September 28

Inductive/Deductive Reasoning

  1. Explain different between inductive reasoning and deductive reasoning.

Inductive reasoning: is a type of reasoning in which we arrive at a conclusion, generalization or educated guess based on experience, observations, or patterns.

Deductive reasoning: (also called logical reasoning) is the logical process of using true statements to arrive at conclusion.

2. Explain the  difference between a “conjecture” and “theorem “.

Conjecture: The conclusion, generalization, or educated guess which is arrived at by inductive reasoning is called a conjecture. Conjecture may or may not be true. A counterexample is an example which shows that a conjecture is not true (false).

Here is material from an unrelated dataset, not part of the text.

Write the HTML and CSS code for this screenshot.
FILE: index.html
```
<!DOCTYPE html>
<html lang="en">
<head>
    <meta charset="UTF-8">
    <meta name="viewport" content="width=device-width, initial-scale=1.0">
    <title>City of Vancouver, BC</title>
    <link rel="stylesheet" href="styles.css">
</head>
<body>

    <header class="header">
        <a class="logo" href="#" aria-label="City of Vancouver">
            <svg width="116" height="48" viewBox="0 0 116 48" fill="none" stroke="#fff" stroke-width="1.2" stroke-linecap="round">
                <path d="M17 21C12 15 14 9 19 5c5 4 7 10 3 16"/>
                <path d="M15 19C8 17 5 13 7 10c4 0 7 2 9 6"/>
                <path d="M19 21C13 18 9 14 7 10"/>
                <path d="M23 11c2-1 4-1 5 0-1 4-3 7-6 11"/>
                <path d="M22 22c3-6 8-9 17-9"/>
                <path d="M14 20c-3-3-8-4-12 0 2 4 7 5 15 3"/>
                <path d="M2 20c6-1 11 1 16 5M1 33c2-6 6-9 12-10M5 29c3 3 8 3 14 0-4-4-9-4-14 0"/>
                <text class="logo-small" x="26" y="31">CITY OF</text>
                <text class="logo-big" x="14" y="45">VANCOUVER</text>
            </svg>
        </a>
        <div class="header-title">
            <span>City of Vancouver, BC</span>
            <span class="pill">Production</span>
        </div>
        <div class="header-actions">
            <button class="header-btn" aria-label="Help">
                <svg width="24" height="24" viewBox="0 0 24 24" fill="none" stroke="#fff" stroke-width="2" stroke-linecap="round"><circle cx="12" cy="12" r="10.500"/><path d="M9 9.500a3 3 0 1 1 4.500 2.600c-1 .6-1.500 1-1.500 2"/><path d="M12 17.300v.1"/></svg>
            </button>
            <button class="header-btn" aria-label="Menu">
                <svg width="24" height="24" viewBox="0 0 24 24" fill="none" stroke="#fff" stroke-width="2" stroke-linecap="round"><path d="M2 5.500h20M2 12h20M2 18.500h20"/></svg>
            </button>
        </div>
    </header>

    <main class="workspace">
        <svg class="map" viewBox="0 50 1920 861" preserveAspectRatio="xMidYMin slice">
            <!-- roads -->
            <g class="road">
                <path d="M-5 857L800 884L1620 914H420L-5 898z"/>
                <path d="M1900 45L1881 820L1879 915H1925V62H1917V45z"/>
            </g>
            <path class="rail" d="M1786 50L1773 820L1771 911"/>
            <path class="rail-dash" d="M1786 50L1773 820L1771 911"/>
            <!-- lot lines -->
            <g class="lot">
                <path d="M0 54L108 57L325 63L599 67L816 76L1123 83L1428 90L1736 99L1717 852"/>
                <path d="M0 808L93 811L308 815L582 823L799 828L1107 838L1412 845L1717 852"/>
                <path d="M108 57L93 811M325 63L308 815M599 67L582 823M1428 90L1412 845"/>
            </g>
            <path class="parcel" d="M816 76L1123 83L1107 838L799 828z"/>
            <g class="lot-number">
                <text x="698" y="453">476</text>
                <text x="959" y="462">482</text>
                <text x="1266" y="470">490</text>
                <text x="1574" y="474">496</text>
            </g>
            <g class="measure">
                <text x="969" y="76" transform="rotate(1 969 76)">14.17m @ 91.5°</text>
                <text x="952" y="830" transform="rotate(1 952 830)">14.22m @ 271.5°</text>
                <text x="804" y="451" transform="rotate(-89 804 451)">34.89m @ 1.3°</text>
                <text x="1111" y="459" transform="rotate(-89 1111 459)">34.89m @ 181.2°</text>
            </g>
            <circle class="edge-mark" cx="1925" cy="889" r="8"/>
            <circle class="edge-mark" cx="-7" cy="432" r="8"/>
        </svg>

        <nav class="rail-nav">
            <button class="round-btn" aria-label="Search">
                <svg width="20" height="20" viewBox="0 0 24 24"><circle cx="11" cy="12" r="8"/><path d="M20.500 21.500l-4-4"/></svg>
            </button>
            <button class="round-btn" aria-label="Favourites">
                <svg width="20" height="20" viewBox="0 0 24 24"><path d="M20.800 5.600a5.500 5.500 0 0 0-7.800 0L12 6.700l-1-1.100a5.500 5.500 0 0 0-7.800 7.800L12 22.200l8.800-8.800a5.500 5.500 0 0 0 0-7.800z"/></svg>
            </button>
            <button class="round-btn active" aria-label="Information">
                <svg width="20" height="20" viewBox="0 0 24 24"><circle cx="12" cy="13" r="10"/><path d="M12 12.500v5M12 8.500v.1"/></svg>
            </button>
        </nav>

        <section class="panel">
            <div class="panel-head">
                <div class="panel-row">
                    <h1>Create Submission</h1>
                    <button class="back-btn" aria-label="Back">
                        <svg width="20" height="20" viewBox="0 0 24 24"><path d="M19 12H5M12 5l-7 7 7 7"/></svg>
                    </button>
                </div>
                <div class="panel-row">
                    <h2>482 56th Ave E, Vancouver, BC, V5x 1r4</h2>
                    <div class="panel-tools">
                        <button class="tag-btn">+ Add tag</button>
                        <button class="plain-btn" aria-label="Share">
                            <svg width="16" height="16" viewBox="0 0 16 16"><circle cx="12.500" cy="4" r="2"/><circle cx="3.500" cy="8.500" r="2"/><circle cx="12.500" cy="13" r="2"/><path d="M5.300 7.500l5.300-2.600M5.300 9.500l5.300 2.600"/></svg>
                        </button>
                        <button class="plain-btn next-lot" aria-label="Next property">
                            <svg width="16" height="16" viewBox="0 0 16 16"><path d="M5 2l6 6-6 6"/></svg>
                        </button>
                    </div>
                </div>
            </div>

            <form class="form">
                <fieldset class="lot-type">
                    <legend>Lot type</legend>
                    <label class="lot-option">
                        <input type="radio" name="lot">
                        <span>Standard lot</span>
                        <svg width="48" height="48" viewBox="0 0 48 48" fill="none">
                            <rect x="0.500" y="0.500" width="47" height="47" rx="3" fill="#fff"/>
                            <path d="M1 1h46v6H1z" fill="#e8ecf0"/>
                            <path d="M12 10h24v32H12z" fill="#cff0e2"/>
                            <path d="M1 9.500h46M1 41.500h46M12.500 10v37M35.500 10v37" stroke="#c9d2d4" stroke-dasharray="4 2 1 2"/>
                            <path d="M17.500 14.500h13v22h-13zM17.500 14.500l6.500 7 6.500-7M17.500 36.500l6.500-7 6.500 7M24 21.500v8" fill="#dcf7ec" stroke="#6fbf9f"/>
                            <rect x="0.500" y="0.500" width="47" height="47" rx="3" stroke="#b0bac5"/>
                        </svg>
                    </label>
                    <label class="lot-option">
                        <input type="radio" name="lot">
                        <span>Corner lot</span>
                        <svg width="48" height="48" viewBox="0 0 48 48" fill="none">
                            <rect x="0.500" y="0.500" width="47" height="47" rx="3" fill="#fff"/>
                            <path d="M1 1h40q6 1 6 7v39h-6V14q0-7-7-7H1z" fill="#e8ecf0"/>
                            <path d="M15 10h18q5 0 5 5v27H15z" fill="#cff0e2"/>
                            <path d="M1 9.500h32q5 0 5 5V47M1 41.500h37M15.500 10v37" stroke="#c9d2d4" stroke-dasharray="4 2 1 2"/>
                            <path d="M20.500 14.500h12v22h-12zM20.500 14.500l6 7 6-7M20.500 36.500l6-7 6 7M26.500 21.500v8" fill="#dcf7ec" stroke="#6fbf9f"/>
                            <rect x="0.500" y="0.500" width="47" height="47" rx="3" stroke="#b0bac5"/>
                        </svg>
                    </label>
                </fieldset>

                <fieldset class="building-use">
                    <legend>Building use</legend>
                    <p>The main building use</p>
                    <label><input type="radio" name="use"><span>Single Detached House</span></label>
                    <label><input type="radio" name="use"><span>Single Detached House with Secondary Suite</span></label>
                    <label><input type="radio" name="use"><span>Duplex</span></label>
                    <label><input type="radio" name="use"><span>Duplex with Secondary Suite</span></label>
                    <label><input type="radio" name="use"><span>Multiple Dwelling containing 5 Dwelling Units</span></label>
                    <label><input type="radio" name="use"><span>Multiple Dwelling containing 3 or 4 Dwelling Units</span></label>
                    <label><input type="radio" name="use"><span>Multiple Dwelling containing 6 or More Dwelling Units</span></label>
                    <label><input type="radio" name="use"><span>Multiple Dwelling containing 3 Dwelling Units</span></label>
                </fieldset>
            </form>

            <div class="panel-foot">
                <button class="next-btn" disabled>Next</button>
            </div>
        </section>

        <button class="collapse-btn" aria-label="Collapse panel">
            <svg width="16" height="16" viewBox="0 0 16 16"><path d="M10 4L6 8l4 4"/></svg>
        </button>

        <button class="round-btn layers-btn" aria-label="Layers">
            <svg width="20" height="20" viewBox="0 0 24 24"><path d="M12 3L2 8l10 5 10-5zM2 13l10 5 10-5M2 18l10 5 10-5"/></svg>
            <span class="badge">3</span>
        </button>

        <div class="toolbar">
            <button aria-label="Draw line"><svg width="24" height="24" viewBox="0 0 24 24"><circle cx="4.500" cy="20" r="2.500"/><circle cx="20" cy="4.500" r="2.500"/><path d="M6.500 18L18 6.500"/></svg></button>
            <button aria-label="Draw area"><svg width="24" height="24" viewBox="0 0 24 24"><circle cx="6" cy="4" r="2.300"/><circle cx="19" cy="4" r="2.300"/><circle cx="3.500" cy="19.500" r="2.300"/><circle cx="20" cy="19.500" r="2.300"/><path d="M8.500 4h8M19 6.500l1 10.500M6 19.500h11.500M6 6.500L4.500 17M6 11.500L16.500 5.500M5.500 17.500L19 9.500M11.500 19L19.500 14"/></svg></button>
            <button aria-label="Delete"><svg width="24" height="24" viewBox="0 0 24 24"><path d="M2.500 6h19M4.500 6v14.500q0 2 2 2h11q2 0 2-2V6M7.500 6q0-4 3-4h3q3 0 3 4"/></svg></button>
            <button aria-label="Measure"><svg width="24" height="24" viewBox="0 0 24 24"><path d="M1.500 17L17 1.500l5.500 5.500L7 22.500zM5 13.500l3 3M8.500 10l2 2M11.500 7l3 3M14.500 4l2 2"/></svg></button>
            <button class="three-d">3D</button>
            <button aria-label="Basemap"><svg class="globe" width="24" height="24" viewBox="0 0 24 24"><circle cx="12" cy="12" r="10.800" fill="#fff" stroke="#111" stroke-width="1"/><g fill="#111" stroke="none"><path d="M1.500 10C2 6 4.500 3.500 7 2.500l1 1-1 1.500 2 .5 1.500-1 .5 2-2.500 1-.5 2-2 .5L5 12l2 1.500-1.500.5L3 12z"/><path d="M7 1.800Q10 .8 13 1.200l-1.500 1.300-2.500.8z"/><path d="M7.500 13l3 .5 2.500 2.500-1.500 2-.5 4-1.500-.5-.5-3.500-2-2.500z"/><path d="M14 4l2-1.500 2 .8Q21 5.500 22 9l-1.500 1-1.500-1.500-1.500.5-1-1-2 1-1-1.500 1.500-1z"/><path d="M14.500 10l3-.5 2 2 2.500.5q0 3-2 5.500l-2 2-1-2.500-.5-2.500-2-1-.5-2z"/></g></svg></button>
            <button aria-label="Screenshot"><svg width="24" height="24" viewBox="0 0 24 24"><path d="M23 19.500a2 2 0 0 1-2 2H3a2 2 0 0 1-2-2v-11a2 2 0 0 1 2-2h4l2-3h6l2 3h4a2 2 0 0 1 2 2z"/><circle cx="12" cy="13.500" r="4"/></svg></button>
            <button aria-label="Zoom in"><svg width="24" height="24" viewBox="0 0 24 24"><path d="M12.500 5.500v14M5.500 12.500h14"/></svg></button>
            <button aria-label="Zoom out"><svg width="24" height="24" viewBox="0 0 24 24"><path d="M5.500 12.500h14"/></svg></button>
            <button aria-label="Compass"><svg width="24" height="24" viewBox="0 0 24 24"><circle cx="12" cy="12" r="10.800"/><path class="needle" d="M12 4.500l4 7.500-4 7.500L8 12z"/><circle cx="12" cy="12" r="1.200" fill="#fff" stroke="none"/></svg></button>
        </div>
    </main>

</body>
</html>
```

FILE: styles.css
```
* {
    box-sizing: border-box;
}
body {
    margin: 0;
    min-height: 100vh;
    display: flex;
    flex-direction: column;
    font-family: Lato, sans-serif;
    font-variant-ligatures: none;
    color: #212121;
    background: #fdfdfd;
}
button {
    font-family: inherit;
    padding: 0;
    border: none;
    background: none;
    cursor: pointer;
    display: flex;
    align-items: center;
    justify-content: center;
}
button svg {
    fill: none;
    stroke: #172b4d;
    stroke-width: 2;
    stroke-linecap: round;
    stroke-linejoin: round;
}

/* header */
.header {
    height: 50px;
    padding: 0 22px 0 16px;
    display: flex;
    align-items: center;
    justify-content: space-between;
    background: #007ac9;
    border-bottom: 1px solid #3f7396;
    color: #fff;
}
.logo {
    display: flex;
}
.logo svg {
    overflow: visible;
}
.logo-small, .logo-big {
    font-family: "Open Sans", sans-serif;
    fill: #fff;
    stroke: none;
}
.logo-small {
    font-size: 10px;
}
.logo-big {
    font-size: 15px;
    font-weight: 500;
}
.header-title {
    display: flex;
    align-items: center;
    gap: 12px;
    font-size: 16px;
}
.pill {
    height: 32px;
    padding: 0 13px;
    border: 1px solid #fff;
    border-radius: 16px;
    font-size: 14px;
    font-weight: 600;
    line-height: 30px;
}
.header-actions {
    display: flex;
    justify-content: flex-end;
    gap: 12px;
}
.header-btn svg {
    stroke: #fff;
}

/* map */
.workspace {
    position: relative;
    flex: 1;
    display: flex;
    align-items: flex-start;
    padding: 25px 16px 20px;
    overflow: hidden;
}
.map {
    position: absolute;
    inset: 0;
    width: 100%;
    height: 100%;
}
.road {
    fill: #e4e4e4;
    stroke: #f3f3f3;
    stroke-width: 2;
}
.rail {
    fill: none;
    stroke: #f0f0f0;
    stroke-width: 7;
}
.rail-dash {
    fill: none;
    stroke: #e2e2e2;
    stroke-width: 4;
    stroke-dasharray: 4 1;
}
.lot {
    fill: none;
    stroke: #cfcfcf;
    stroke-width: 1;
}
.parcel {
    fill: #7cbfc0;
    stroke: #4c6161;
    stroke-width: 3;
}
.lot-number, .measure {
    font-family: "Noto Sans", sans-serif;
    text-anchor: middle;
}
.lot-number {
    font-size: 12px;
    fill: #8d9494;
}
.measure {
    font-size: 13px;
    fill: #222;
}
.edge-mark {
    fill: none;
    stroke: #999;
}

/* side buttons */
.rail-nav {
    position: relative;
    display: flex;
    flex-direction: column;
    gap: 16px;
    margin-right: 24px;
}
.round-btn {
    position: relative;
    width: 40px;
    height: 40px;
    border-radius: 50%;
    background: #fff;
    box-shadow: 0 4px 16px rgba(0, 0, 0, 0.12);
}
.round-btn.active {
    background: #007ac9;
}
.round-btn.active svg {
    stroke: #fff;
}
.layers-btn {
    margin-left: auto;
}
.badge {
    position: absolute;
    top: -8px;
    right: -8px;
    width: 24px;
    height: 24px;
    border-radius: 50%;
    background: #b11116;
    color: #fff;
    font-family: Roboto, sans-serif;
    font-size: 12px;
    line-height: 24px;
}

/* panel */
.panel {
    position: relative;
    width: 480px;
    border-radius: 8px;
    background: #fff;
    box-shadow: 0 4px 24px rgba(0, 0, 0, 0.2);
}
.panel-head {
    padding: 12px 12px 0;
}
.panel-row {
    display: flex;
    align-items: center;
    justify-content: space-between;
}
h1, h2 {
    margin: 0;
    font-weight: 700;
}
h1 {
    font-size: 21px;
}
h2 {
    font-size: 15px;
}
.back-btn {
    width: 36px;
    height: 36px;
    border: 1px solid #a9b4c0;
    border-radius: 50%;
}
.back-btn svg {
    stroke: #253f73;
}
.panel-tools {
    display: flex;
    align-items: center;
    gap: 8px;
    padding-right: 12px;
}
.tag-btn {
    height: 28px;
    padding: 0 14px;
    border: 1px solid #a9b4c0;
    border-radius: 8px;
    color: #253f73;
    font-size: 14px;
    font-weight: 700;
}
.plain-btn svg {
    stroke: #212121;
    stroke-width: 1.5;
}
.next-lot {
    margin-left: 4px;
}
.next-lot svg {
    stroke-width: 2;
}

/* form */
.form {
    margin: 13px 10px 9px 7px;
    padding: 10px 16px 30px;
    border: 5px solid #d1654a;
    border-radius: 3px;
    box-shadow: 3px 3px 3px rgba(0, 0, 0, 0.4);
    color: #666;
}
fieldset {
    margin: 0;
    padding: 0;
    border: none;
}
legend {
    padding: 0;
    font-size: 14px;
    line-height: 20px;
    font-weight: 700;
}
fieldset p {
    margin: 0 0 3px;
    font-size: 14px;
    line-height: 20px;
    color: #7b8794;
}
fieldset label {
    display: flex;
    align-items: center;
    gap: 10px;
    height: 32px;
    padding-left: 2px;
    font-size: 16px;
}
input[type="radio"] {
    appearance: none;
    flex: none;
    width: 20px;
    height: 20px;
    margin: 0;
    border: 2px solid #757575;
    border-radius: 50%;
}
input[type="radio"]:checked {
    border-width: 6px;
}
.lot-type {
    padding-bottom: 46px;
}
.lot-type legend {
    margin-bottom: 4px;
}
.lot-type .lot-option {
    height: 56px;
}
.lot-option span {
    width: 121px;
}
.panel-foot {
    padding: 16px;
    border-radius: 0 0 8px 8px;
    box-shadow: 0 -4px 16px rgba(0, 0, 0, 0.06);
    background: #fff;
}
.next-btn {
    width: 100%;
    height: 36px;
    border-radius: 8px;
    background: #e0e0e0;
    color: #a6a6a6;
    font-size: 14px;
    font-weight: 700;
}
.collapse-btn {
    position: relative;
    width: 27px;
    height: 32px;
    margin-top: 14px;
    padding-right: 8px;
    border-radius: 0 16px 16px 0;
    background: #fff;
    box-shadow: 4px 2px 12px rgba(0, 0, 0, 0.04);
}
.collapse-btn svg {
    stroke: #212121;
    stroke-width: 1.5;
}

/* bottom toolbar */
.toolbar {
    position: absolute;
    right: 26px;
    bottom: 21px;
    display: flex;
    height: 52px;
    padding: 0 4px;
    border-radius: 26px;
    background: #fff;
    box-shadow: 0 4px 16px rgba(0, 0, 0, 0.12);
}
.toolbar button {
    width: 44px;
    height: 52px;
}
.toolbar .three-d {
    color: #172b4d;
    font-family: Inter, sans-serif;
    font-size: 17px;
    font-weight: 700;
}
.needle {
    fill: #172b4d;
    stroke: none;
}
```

Theorem: A theorem is a statement which can be proved using logical or deductive reasoning. A theorem cannot be proved using inductive reasoning because we can never be certain that the conclusion is always true.

3. Explain the difference between an inductive ‘proof’ and deductive ‘proof’.


Example: Every even number is of the form 2n, where nEN; Every odd number is of the form 2n-1, where nEN. Consider the following statement: “When two odd number are added, their sums are always even”.


Inductive ‘proof’: (Kind like showing the examples, use the true numbers to show the what the pattern is)

1+1=2; 3+5=8; 5+11=16 ……

Deductive ‘proof’: (use the formulas to figure out the pattern)

(2n-1)+(2m-1)=2n-1+2m-1=2(n+m)-2,  so two odd number are added, their sums are always even.